Naturally, we don’t want our system to reject requests. If it does, users will receive errors rather than the event page they were hoping to see. Those users might not bother with the event after that, meaning a smaller turnout for the creator hosting the event. Both the user and the creator suffer, which of course means the business suffers since it relies on those two parties to make any money. So to avoid a crummy outcome, the system must have sufficient capacity to respond to requests without dropping any.

Now, let’s rephrase ‘load’ in light of request capacity, given that it is our fundamental, measurable constraint.

At a high level, hosting a live event requires admitting users, responding to their various actions throughout the event, and streaming data to them in real-time. Thanks to our vendor, we didn’t need to worry about the latter two and could focus on admitting users to the event. To do that, we’d have to handle a handful of requests: rendering the page, refreshing an auth token, and registering the user with our vendor.

In a sense, we can think of a “user” as an abstraction over those initial requests; thus, our task became ensuring we had capacity for that set of requests for every user who arrived. Given this idea—that a user represents a bundle of requests—it started to seem like a simple calculation: figure out how many requests are required to admit a user and then multiply that by the number of users, right? That tells us the capacity we need to have on hand.

While that’s a fine way to calculate the absolute max capacity needed, it does neglect one facet of load, and that’s time. Users won’t arrive at precisely the same instant, which is what our previous calculation assumes. Instead, arrivals will likely follow a log-normal distribution, with the number of arrivals peaking around the times when notifications are sent out, then tapering afterward.

As an example, here’s how user arrivals might look if we assume 10,000 users are coming, a notification is sent just before the 2-minute mark, and the majority of users arrive within 5 minutes:

User arrival rate graph — User arrival rate

Cumulative sum of users in the event graph — Cumulative sum of users in the event

Factoring in arrival times is helpful because it shows that the max concurrent load is not 10,000 users times the number of requests made per user. Instead, the max is actually 80 users times the number of requests. That’s over two orders of magnitude less capacity we’d have to have on hand!

Of course, there’s still more nuance to add. We haven’t accounted for the fact that requests don’t resolve instantaneously. They can take hundreds of milliseconds, or even full seconds, to complete. That means our maximum required capacity is likely higher, but it’s hard to say by how much without latency measurements for the actual requests being made. This brings us to the next major step: obtaining concrete numbers for the user count, the anticipated arrival rate, and the latency distributions of the requests each user will make.

Getting concrete answers required a cross-team discovery meeting, since, like good software engineers, we’d buried them under layers of abstraction.

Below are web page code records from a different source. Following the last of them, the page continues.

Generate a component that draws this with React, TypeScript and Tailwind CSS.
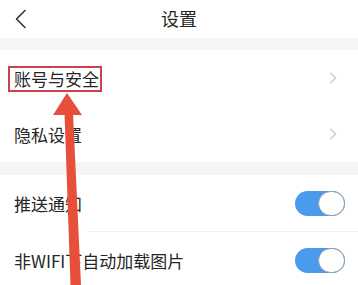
import React from "react";

const font = { fontFamily: '"Noto Sans CJK SC", "Noto Sans", sans-serif' };

function Chevron() {
  return (
    <svg width="10" height="14" viewBox="0 0 10 14" fill="none">
      <path d="M2.5 2 L7.5 7 L2.5 12" stroke="#cccccc" strokeWidth="1.4" strokeLinecap="round" strokeLinejoin="round" />
    </svg>
  );
}

function Toggle() {
  return (
    <div className="relative w-[50px] h-[25px] rounded-full bg-[#4a9bec]">
      <div className="absolute right-0 top-0 w-[27px] h-[25px] rounded-full bg-white border-[1.5px] border-[#8a9aa8]" />
    </div>
  );
}

export default function App() {
  return (
    <div className="relative w-[358px] h-[285px] overflow-hidden bg-white text-[#262626]" style={font}>
      <div className="h-[38px] flex items-center justify-center relative">
        <svg className="absolute left-[14px] top-[9px]" width="14" height="20" viewBox="0 0 14 20" fill="none">
          <path d="M11 1.5 L2.5 10 L11 18.5" stroke="#333" strokeWidth="1.6" strokeLinecap="round" strokeLinejoin="round" />
        </svg>
        <span className="text-[18px] leading-none -mt-[2px]">设置</span>
      </div>
      <div className="h-[12px] bg-[#f5f5f5]" />
      <div className="h-[56px] flex items-center justify-between pl-[14px] pr-[20px]">
        <span className="text-[17px] leading-none">账号与安全</span>
        <Chevron />
      </div>
      <div className="h-[56px] flex items-center justify-between pl-[14px] pr-[20px]">
        <span className="text-[17px] leading-none">隐私设置</span>
        <Chevron />
      </div>
      <div className="h-[13px] bg-[#f5f5f5]" />
      <div className="h-[56px] flex items-center justify-between pl-[14px] pr-[13px]">
        <span className="text-[17px] leading-none">推送通知</span>
        <Toggle />
      </div>
      <div className="h-px bg-[#efefef] ml-[87px]" />
      <div className="h-[56px] flex items-center justify-between pl-[14px] pr-[13px]">
        <span className="text-[17px] leading-none">非WIFI下自动加载图片</span>
        <Toggle />
      </div>

      <div className="absolute left-[8px] top-[66px] w-[94px] h-[26px] border-2 border-[#c8434e]" />
      <svg className="absolute left-0 top-0" width="358" height="285" viewBox="0 0 358 285">
        <polygon points="67,93 82,115 53,115" fill="#e6503b" />
        <polygon points="64.5,113 73,113 81,285 70.5,285" fill="#e6503b" />
      </svg>
    </div>
  );
}
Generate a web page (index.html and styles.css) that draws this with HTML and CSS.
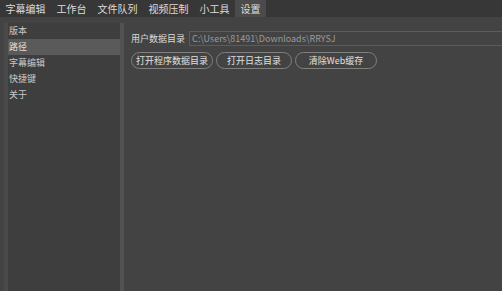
FILE: index.html
```html
<!DOCTYPE html>
<html lang="zh">

<head>
    <meta charset="UTF-8">
    <title>设置</title>
    <link rel="stylesheet" href="styles.css">
</head>

<body>
    <ul class="tab-bar">
        <li>字幕编辑</li>
        <li>工作台</li>
        <li>文件队列</li>
        <li>视频压制</li>
        <li>小工具</li>
        <li class="active">设置</li>
    </ul>

    <div id="main">
        <div class="side">
            <ul class="menu">
                <li>版本</li>
                <li class="selected">路径</li>
                <li>字幕编辑</li>
                <li>快捷键</li>
                <li>关于</li>
            </ul>
        </div>
        <div class="splitter"></div>
        <div class="content">
            <div class="field">
                <label>用户数据目录</label>
                <input type="text" value="C:\Users\81491\Downloads\RRYSJ" readonly>
            </div>
            <div class="buttons">
                <button>打开程序数据目录</button>
                <button>打开日志目录</button>
                <button class="wide">清除Web缓存</button>
            </div>
        </div>
    </div>
</body>

</html>
```

FILE: styles.css
```css
* {
    box-sizing: border-box;
}

html,
body {
    height: 100%;
}

body {
    margin: 0;
    display: flex;
    flex-direction: column;
    background-color: #434343;
    color: #dcdcdc;
    font-family: "Noto Sans CJK SC", "Noto Sans", sans-serif;
    font-size: 9px;
    overflow: hidden;
}

ul {
    margin: 0;
    padding: 0;
}

li {
    list-style: none;
}

.tab-bar {
    display: flex;
    height: 17px;
    background-color: #373737;
    font-size: 10px;
}

.tab-bar li {
    padding: 0 5.5px;
    line-height: 17px;
}

.tab-bar li.active {
    background-color: #4b4b4b;
}

#main {
    flex: 1;
    display: flex;
    padding: 6px 0 0 4px;
}

.side {
    width: 116px;
    border-left: 4px solid #4a4a4a;
    background-color: #3e3e3e;
}

.menu li {
    height: 16px;
    line-height: 16px;
    padding-left: 1px;
    color: #c8c8c8;
}

.menu li.selected {
    background-color: #5a5a5a;
    color: #e0e0e0;
}

.splitter {
    width: 4px;
    background-color: #525252;
}

.content {
    flex: 1;
    padding: 8px 0 0 7px;
}

.field {
    display: flex;
    align-items: center;
    gap: 4px;
}

.field label {
    white-space: nowrap;
}

.field input {
    flex: 1;
    height: 15px;
    padding: 0 2px;
    border: 1px solid #5c5c5c;
    border-right: none;
    background-color: #434343;
    color: #9a9a9a;
    font-family: "Noto Sans CJK SC", "Noto Sans", sans-serif;
    font-size: 9px;
    outline: none;
}

.buttons {
    display: flex;
    gap: 3px;
    margin-top: 6px;
}

.buttons button {
    min-width: 76px;
    height: 17px;
    padding: 0 4px;
    border: 1px solid #808080;
    border-radius: 9px;
    background-color: #434343;
    color: #e0e0e0;
    font-family: "Noto Sans CJK SC", "Noto Sans", sans-serif;
    font-size: 9px;
    line-height: 15px;
}

.buttons button.wide {
    min-width: 82px;
}
```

Engineers love abstraction. We abstract away circuits of transistors and call them logic gates. We abstract away groupings of logic gates and call them devices, like a multiplexor or adder. We combine devices into components like an ALU or control unit, and then promptly forget about those and call the whole thing a CPU. At a higher level, files combine into modules, and modules create components, and components make up services. These layers allow us to hold immense complexity in our heads without being overwhelmed. When the situation calls for it, we can dive into a specific layer without needing to recall all the details of the other layers.

Since abstraction allows us to let go of details, it’s essential to abstract the right things. If you try to hide two sets of details from each other that actually belong together, then your abstraction will slow you down. You incur cost every time you cross the abstraction boundary.

My favorite example of this is engineering teams. Do you group people around a particular system? A well-defined problem space? A particular technology? Do the teams need to move fast with full-stack autonomy? Or is one layer too complex, making a horizontal team the more efficient approach? Each team layout enables certain kinds of projects by removing complexity, yet slows down others.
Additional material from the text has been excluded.